▶ What the task requires: Each entry below must be repeated exactly, with pictures left out.

:: Exercise materials ::

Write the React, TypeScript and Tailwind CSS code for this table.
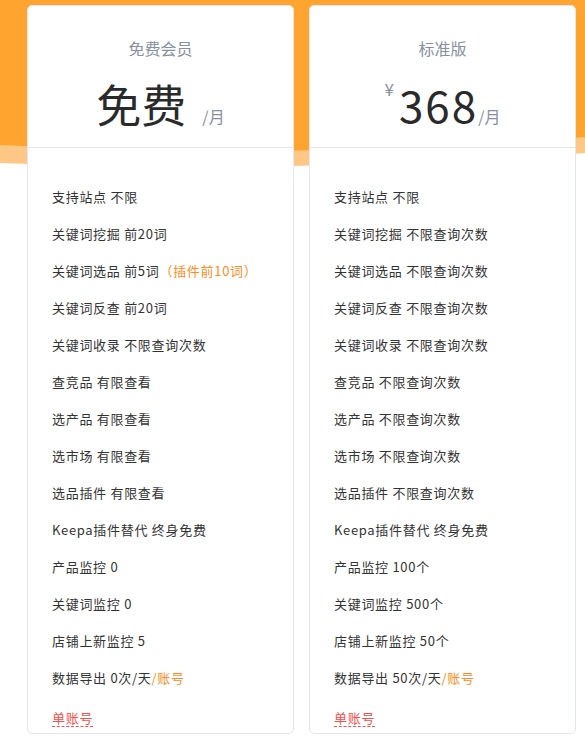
const plans = [
  {
    name: '免费会员',
    free: true,
    price: '免费',
    rows: [
      ['支持站点', '不限'],
      ['关键词挖掘', '前20词'],
      ['关键词选品', '前5词', '（插件前10词）'],
      ['关键词反查', '前20词'],
      ['关键词收录', '不限查询次数'],
      ['查竞品', '有限查看'],
      ['选产品', '有限查看'],
      ['选市场', '有限查看'],
      ['选品插件', '有限查看'],
      ['Keepa插件替代', '终身免费'],
      ['产品监控', '0'],
      ['关键词监控', '0'],
      ['店铺上新监控', '5'],
      ['数据导出', '0次/天', '/账号'],
    ],
  },
  {
    name: '标准版',
    free: false,
    price: '368',
    rows: [
      ['支持站点', '不限'],
      ['关键词挖掘', '不限查询次数'],
      ['关键词选品', '不限查询次数'],
      ['关键词反查', '不限查询次数'],
      ['关键词收录', '不限查询次数'],
      ['查竞品', '不限查询次数'],
      ['选产品', '不限查询次数'],
      ['选市场', '不限查询次数'],
      ['选品插件', '不限查询次数'],
      ['Keepa插件替代', '终身免费'],
      ['产品监控', '100个'],
      ['关键词监控', '500个'],
      ['店铺上新监控', '50个'],
      ['数据导出', '50次/天', '/账号'],
    ],
  },
]

function PlanCard({ plan }: { plan: (typeof plans)[number] }) {
  return (
    <div className="w-[267px] shrink-0 bg-white border border-[#e4e6ef] rounded-[5px]">
      <div className="h-[142px] border-b border-[#e4e6ef] flex flex-col items-center pt-[31px]">
        <div className="text-[16px] leading-[22px] text-[#8790a0]">{plan.name}</div>
        {plan.free ? (
          <div className="flex items-end mt-[22px] text-[#2a2a2a]">
            <span className="text-[45px] leading-[46px]">{plan.price}</span>
            <span className="text-[16px] leading-[20px] text-[#8790a0] ml-[16px] mb-[1px]">/月</span>
          </div>
        ) : (
          <div className="flex items-end mt-[22px] text-[#2a2a2a]">
            <span className="self-start text-[17px] leading-[18px] text-[#8790a0] mr-[5px] mt-[-1px]">¥</span>
            <span className="text-[44px] leading-[46px] tracking-[2px]">{plan.price}</span>
            <span className="text-[16px] leading-[20px] text-[#8790a0] mb-[1px]">/月</span>
          </div>
        )}
      </div>
      <div className="pt-[30px] pl-[24px] text-[13px] tracking-[0.7px] text-[#333]">
        {plan.rows.map(([label, value, extra]) => (
          <div key={label} className="h-[37px] leading-[37px] whitespace-nowrap">
            {label}&nbsp;{value}
            {extra && <span className="text-[#ff8c1a]">{extra}</span>}
          </div>
        ))}
        <div className="h-[37px] flex items-center">
          <span className="inline-block leading-[17px] text-[#f5504a] border-b border-dashed border-[#f5504a] mt-[6px]">
            单账号
          </span>
        </div>
      </div>
    </div>
  )
}

export default function App() {
  return (
    <div
      className="relative w-[585px] h-[736px] overflow-hidden bg-white"
      style={{ fontFamily: '"Noto Sans CJK SC", "Noto Sans", sans-serif' }}
    >
      <svg className="absolute top-0 left-0" width="585" height="180" viewBox="0 0 585 180">
        <path d="M0 0 H585 V153 Q300 174 0 163 Z" fill="#ffc785" />
        <path d="M0 0 H585 V137 Q300 160 0 145 Z" fill="#ffa52f" />
      </svg>
      <div className="relative flex gap-[15px] pl-[27px] pt-[5px]">
        {plans.map((p) => (
          <PlanCard key={p.name} plan={p} />
        ))}
      </div>
    </div>
  )
}
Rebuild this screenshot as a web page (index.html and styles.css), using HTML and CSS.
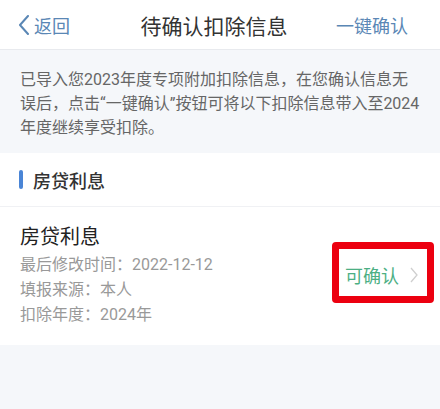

:::

▶ Result of the task:
Write the React, TypeScript and Tailwind CSS code for this table.
const plans = [
  {
    name: '免费会员',
    free: true,
    price: '免费',
    rows: [
      ['支持站点', '不限'],
      ['关键词挖掘', '前20词'],
      ['关键词选品', '前5词', '（插件前10词）'],
      ['关键词反查', '前20词'],
      ['关键词收录', '不限查询次数'],
      ['查竞品', '有限查看'],
      ['选产品', '有限查看'],
      ['选市场', '有限查看'],
      ['选品插件', '有限查看'],
      ['Keepa插件替代', '终身免费'],
      ['产品监控', '0'],
      ['关键词监控', '0'],
      ['店铺上新监控', '5'],
      ['数据导出', '0次/天', '/账号'],
    ],
  },
  {
    name: '标准版',
    free: false,
    price: '368',
    rows: [
      ['支持站点', '不限'],
      ['关键词挖掘', '不限查询次数'],
      ['关键词选品', '不限查询次数'],
      ['关键词反查', '不限查询次数'],
      ['关键词收录', '不限查询次数'],
      ['查竞品', '不限查询次数'],
      ['选产品', '不限查询次数'],
      ['选市场', '不限查询次数'],
      ['选品插件', '不限查询次数'],
      ['Keepa插件替代', '终身免费'],
      ['产品监控', '100个'],
      ['关键词监控', '500个'],
      ['店铺上新监控', '50个'],
      ['数据导出', '50次/天', '/账号'],
    ],
  },
]

function PlanCard({ plan }: { plan: (typeof plans)[number] }) {
  return (
    <div className="w-[267px] shrink-0 bg-white border border-[#e4e6ef] rounded-[5px]">
      <div className="h-[142px] border-b border-[#e4e6ef] flex flex-col items-center pt-[31px]">
        <div className="text-[16px] leading-[22px] text-[#8790a0]">{plan.name}</div>
        {plan.free ? (
          <div className="flex items-end mt-[22px] text-[#2a2a2a]">
            <span className="text-[45px] leading-[46px]">{plan.price}</span>
            <span className="text-[16px] leading-[20px] text-[#8790a0] ml-[16px] mb-[1px]">/月</span>
          </div>
        ) : (
          <div className="flex items-end mt-[22px] text-[#2a2a2a]">
            <span className="self-start text-[17px] leading-[18px] text-[#8790a0] mr-[5px] mt-[-1px]">¥</span>
            <span className="text-[44px] leading-[46px] tracking-[2px]">{plan.price}</span>
            <span className="text-[16px] leading-[20px] text-[#8790a0] mb-[1px]">/月</span>
          </div>
        )}
      </div>
      <div className="pt-[30px] pl-[24px] text-[13px] tracking-[0.7px] text-[#333]">
        {plan.rows.map(([label, value, extra]) => (
          <div key={label} className="h-[37px] leading-[37px] whitespace-nowrap">
            {label}&nbsp;{value}
            {extra && <span className="text-[#ff8c1a]">{extra}</span>}
          </div>
        ))}
        <div className="h-[37px] flex items-center">
          <span className="inline-block leading-[17px] text-[#f5504a] border-b border-dashed border-[#f5504a] mt-[6px]">
            单账号
          </span>
        </div>
      </div>
    </div>
  )
}

export default function App() {
  return (
    <div
      className="relative w-[585px] h-[736px] overflow-hidden bg-white"
      style={{ fontFamily: '"Noto Sans CJK SC", "Noto Sans", sans-serif' }}
    >
      <svg className="absolute top-0 left-0" width="585" height="180" viewBox="0 0 585 180">
        <path d="M0 0 H585 V153 Q300 174 0 163 Z" fill="#ffc785" />
        <path d="M0 0 H585 V137 Q300 160 0 145 Z" fill="#ffa52f" />
      </svg>
      <div className="relative flex gap-[15px] pl-[27px] pt-[5px]">
        {plans.map((p) => (
          <PlanCard key={p.name} plan={p} />
        ))}
      </div>
    </div>
  )
}
Rebuild this screenshot as a web page (index.html and styles.css), using HTML and CSS.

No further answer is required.